対話の内容を書物にまとめる、という計画だったが、いつの間にか立ち消えになった。どういう経緯だったか、記憶から失われてしまっている。姉崎さんも橋本さんもすでに亡くなってしまった。サッポロ堂はいつの間にかなくなってしまい、みかみさんとも連絡が途絶えてしまった。中路さんはふいに拙宅を訪ねてくれたりしている。
姉崎さんとの関わりとはそんなことである。ともかく、時を経て「ウポポイ」で初めて姉崎さんに“お会い”できた。感慨深かった。
「ウポポイ」とは、大勢で歌うこと、という意味だそうである。この施設には「民族共生象徴空間」という別名があって、複数の施設の複合体である。「国立アイヌ民族資料館」「工房」「伝統的コタン」「体験交流ホール」「体験学習館」「慰霊施設」。ここを訪れた人は、これらの施設でさまざまなやり方でアイヌについて学ぶことができる。誕生して間もないので、今後にも注目したい。
「ウポポイ」で刺激されてしまったので、晴天=カンカン照りになった次の日は登別市街を日陰を求めながらさまよい歩き、なんとか「知里幸恵 銀のしずく記念館」を訪れて長い時間を過ごした。それだけでは気が済まず、富浦墓地までテクテク歩いて、知里幸恵の墓と金成マツの碑を訪れ、さらに登別温泉・地獄谷を見物した。「知里幸恵 銀のしずく記念館」では思いがけない展示物に目を見張ったが、中でも知里高央(ちりたかなか)氏の残した資料をもとに作られたという分厚いアイヌ語辞典が展示されているのを見て感動し、なぜかしら安堵した。
というのも、私の恩師の一人というべき石川浩(いしかわゆたか)さんから、「石川先生」の江差高校時代の同僚で家が隣だった「知里先生」が突然亡くなった時のことをたびたび聞いていたからである。「石川先生」は「知里先生」のお嬢さんに残された調査資料をまとめることを提案したが、お嬢さんは、あんな調査をしなければ父は死なずに済んだ、そんなことはどうでもいい、と叫んで強く拒まれた、とのことであった。

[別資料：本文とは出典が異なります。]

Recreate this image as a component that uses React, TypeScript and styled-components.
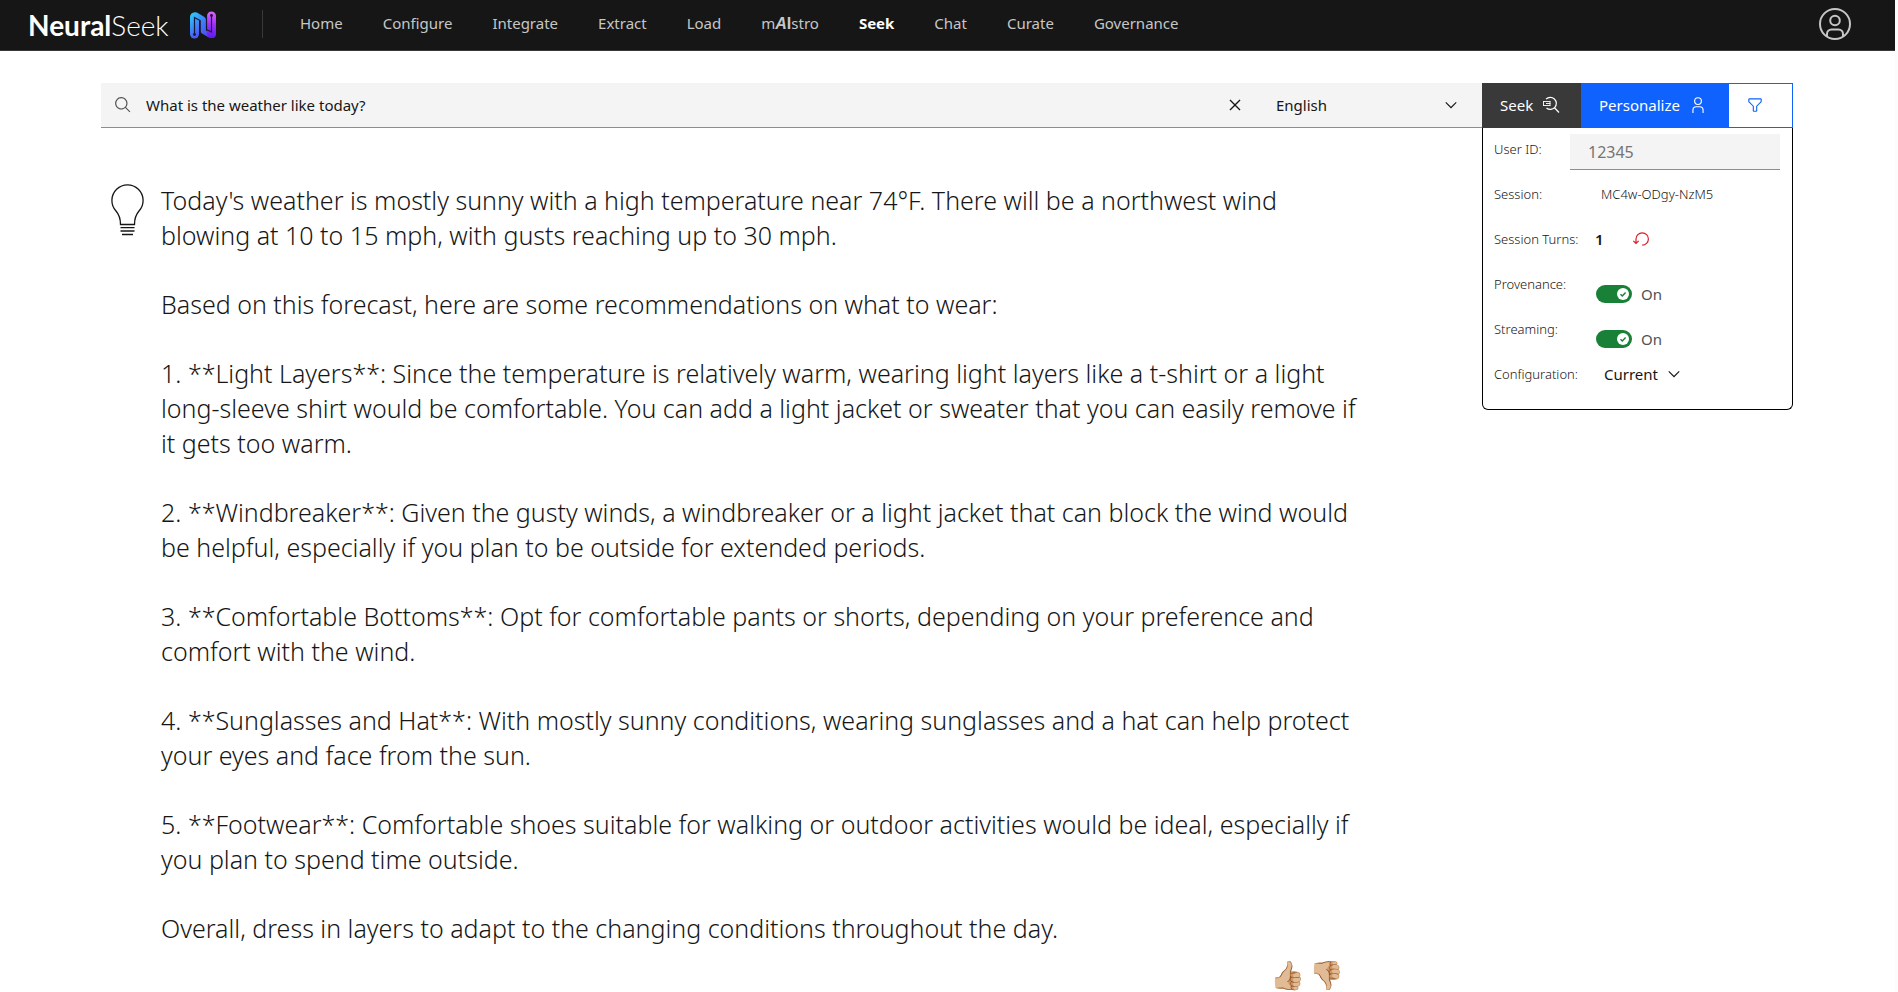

実は、その後、有志たちが貴重な資料をちゃんと分厚い一冊の書物にまとめていた、ということを、私はこの日「知里幸恵記念館」2階の展示室で知ることができたのである。「石川先生」は、「知里先生」が亡くなってから時を置かず、北海道教育委員会によって十勝の池田高校定時制へと強制的に配転させられたので、この分厚い辞書のことを知らなかったのだろう、と感慨深いものがあった。
知里高央さんがつげ義春の『ねじ式』の一場面に登場していることは以前ここに書いたことがあるが、知里幸恵、知里高央、知里真志保、そして金成マツ、、、。確かにすごい一族である。
北海道からの帰路、函館の北方民族資料館に立ち寄った。函館は何度も通過したが降り立ったのは初めてだった。というわけで、“アイヌづくし”の日々になったが、函館の市電に乗れて実に嬉しかった。
新函館北斗駅から東京駅まで四時間。知らなかった。